3 Bis August muss Athen nochmals 16 Milliarden auftreiben. Die bisherige Hilfe wird nicht reichen.

Gelingt es Athen, sich über den März zu retten, wird sich die Lage bis zum Sommer erneut zuspitzen. Laut IWF-Experten kann Griechenland nur über einen höheren eigenen Konsolidierungsbeitrag oder über noch mehr internationale Hilfe liquid gehalten werden. Zwischen Mai und August muss das Land weitere 16 Milliarden Euro lockermachen, um seine auslaufenden Staatsanleihen zu bedienen. Nur wenn bis dahin alles gut läuft, die privaten Gläubiger, der IWF und die Euroländer mitspielen, außerdem Athen selbst alle angepeilten Sparanstrengungen umsetzt, kann der Zahlungsausfall verhindert werden. Eng wird es in jedem Fall. „Griechenland ist im freien Fall“, prognostiziert der deutsche Wirtschaftsweise Peter Bofinger in einem aktuellen Interview mit der „Passauer Neuen Presse“.

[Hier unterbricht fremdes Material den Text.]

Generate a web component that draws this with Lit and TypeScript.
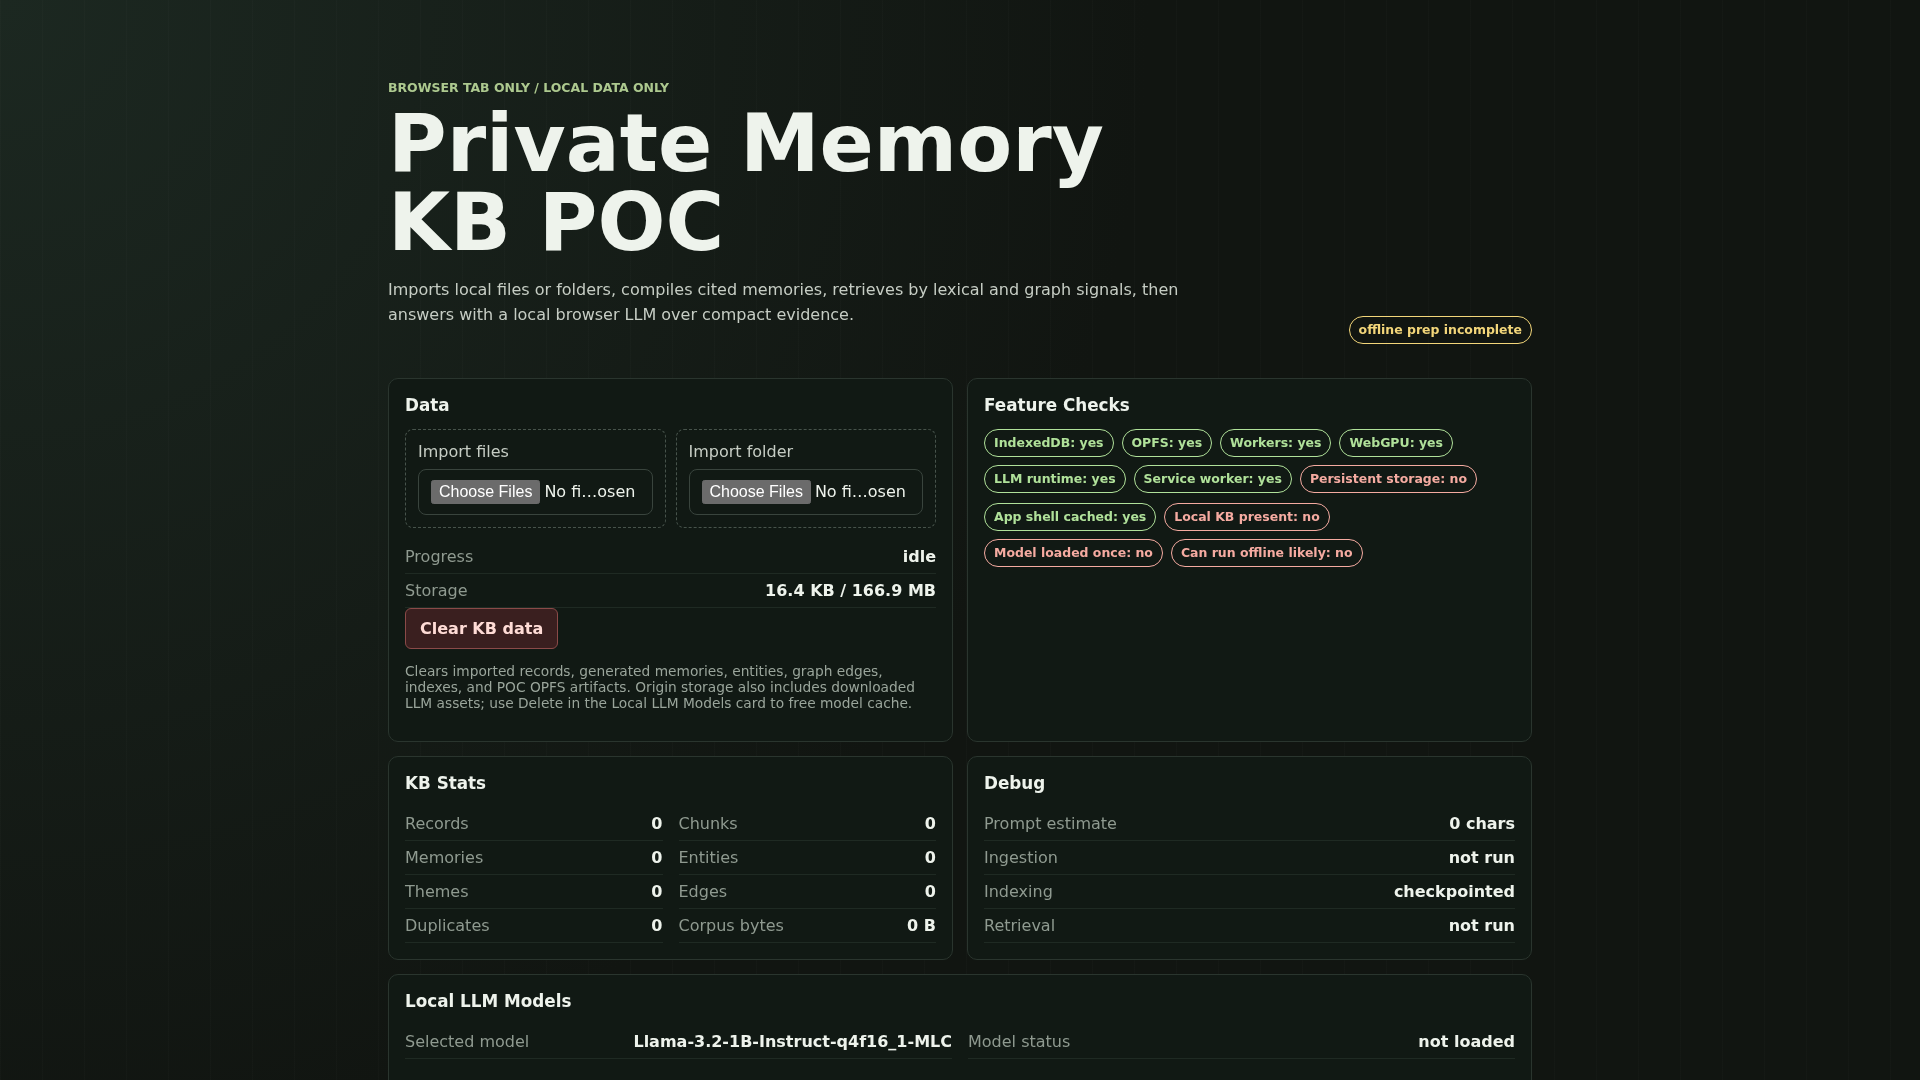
import { LitElement, html, css } from "lit";
import { customElement } from "lit/decorators.js";

type Row = [string, string];

@customElement("stat-rows")
class StatRows extends LitElement {
  static properties = { rows: { attribute: false } };
  rows: Row[] = [];
  static styles = css`
    :host { display: block; }
    .row {
      display: flex;
      justify-content: space-between;
      gap: 12px;
      padding: 6px 0;
      height: 34px;
      box-sizing: border-box;
      line-height: 21px;
      border-bottom: 1px solid #1f2a23;
    }
    .k { color: #8f9a90; }
    .v { color: #eef3ec; font-weight: 700; white-space: nowrap; }
  `;
  render() {
    return this.rows.map(([k, v]) => html`<div class="row"><span class="k">${k}</span><span class="v">${v}</span></div>`);
  }
}

@customElement("app-root")
class AppRoot extends LitElement {
  static styles = css`
    :host {
      display: block;
      height: 1080px;
      overflow: hidden;
      color-scheme: dark;
      color: #eef3ec;
      font-family: "DejaVu Sans", sans-serif;
      font-size: 16px;
      background:
        repeating-linear-gradient(90deg, rgba(255,255,255,0.016) 0 1px, transparent 1px 42px),
        radial-gradient(circle 1150px at 0 0, #1c2821 0, #111511 100%);
    }
    main { width: 1144px; margin: 0 auto; padding-top: 80px; will-change: transform; }
    .head { display: flex; justify-content: space-between; align-items: flex-end; gap: 16px; margin-bottom: 34px; }
    .eyebrow { font-size: 12.48px; line-height: 15px; font-weight: 700; color: #adc98f; margin: 0 0 9px; text-transform: uppercase; }
    h1 { margin: 0; font-size: 80px; line-height: 79px; font-weight: 700; color: #eef3ec; max-width: 800px; }
    .lede { margin: 15px 0 17px; max-width: 800px; line-height: 25px; color: #c6cdc4; }
    .pill {
      display: inline-block;
      box-sizing: border-box;
      border: 1px solid currentColor;
      border-radius: 999px;
      padding: 0 9px;
      height: 28px;
      line-height: 25px;
      font-size: 12.48px;
      font-weight: 700;
      white-space: nowrap;
    }
    .warn { color: #f3d67a; }
    .ok { color: #b0e19a; }
    .bad { color: #f5aba1; }
    .grid { display: grid; grid-template-columns: 1fr 1fr; gap: 14px; }
    .card {
      box-sizing: border-box;
      border: 1px solid #2a352e;
      border-radius: 10px;
      padding: 16px;
      background: #111914;
    }
    .wide { grid-column: 1 / -1; min-height: 220px; }
    h2 { margin: 0 0 14px; font-size: 16.8px; line-height: 20px; font-weight: 700; color: #eef3ec; }
    .imports { display: grid; grid-template-columns: 1fr 1fr; gap: 10px; margin-bottom: 12px; }
    .drop { border: 1px dashed #47534b; border-radius: 8px; padding: 12px; color: #c6cdc4; }
    .drop span { display: block; line-height: 19px; margin-bottom: 8px; }
    input[type="file"] {
      box-sizing: border-box;
      display: block;
      width: 100%;
      font: inherit;
      color: #eef3ec;
      padding: 10px 12px;
      border: 1px solid #39443d;
      border-radius: 8px;
      background: #111914;
    }
    .danger {
      display: block;
      height: 41px;
      box-sizing: border-box;
      padding: 0 14px;
      font: inherit;
      font-weight: 700;
      color: #ffdcd6;
      background: #3a1f1f;
      border: 1px solid #8a4a48;
      border-radius: 6px;
    }
    .note { font-size: 13.76px; line-height: 16px; color: #9aa59b; margin: 14px 0; }
    .pills { display: flex; flex-direction: column; gap: 8px; }
    .pill-row { display: flex; gap: 8px; }
    .pill-row.step { margin-top: 2px; }
    .two { display: grid; grid-template-columns: 1fr 1fr; gap: 0 16px; }
  `;
  render() {
    return html`<main>
      <header class="head">
        <div>
          <p class="eyebrow">Browser tab only / local data only</p>
          <h1>Private Memory KB POC</h1>
          <p class="lede">Imports local files or folders, compiles cited memories, retrieves by lexical and graph signals, then answers with a local browser LLM over compact evidence.</p>
        </div>
        <span class="pill warn">offline prep incomplete</span>
      </header>
      <div class="grid">
        <section class="card">
          <h2>Data</h2>
          <div class="imports">
            <label class="drop"><span>Import files</span><input type="file" multiple /></label>
            <label class="drop"><span>Import folder</span><input type="file" multiple /></label>
          </div>
          <stat-rows .rows=${[["Progress","idle"],["Storage","16.4 KB / 166.9 MB"]]}></stat-rows>
          <button class="danger">Clear KB data</button>
          <p class="note">Clears imported records, generated memories, entities, graph edges, indexes, and POC OPFS artifacts. Origin storage also includes downloaded LLM assets; use Delete in the Local LLM Models card to free model cache.</p>
        </section>
        <section class="card">
          <h2>Feature Checks</h2>
          <div class="pills">
            <div class="pill-row">
              <span class="pill ok">IndexedDB: yes</span>
              <span class="pill ok">OPFS: yes</span>
              <span class="pill ok">Workers: yes</span>
              <span class="pill ok">WebGPU: yes</span>
            </div>
            <div class="pill-row">
              <span class="pill ok">LLM runtime: yes</span>
              <span class="pill ok">Service worker: yes</span>
              <span class="pill bad">Persistent storage: no</span>
            </div>
            <div class="pill-row step">
              <span class="pill ok">App shell cached: yes</span>
              <span class="pill bad">Local KB present: no</span>
            </div>
            <div class="pill-row">
              <span class="pill bad">Model loaded once: no</span>
              <span class="pill bad">Can run offline likely: no</span>
            </div>
          </div>
        </section>
        <section class="card">
          <h2>KB Stats</h2>
          <div class="two">
            <stat-rows .rows=${[["Records","0"],["Memories","0"],["Themes","0"],["Duplicates","0"]]}></stat-rows>
            <stat-rows .rows=${[["Chunks","0"],["Entities","0"],["Edges","0"],["Corpus bytes","0 B"]]}></stat-rows>
          </div>
        </section>
        <section class="card">
          <h2>Debug</h2>
          <stat-rows .rows=${[["Prompt estimate","0 chars"],["Ingestion","not run"],["Indexing","checkpointed"],["Retrieval","not run"]]}></stat-rows>
        </section>
        <section class="card wide">
          <h2>Local LLM Models</h2>
          <div class="two">
            <stat-rows .rows=${[["Selected model","Llama-3.2-1B-Instruct-q4f16_1-MLC"]]}></stat-rows>
            <stat-rows .rows=${[["Model status","not loaded"]]}></stat-rows>
          </div>
        </section>
      </div>
    </main>`;
  }
}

Zeichnet sich bis zum Sommer ab, dass Spanien und Italien sich durch glaubwürdige Sanierungsprogramme über Wasser gehalten haben, werden die Euro-Partner die Lust verlieren, Athen weiteres Geld zuzuschieben. Finanzexperten wie jene von Exane BNP Paribas weisen darauf hin, dass Griechenland langfristig auf internationale Hilfe angewiesen bleibt.

Lassen die Euro-Partner das Land pleitegehen, müssten freilich nicht nur Banken, sondern auch staatliche Kreditgeber den Großteil ihrer Forderungen abschreiben. Obwohl dies rechtliche Probleme aufwerfen würde, wäre ein Austritt Griechenlands aus dem Euro wahrscheinlich.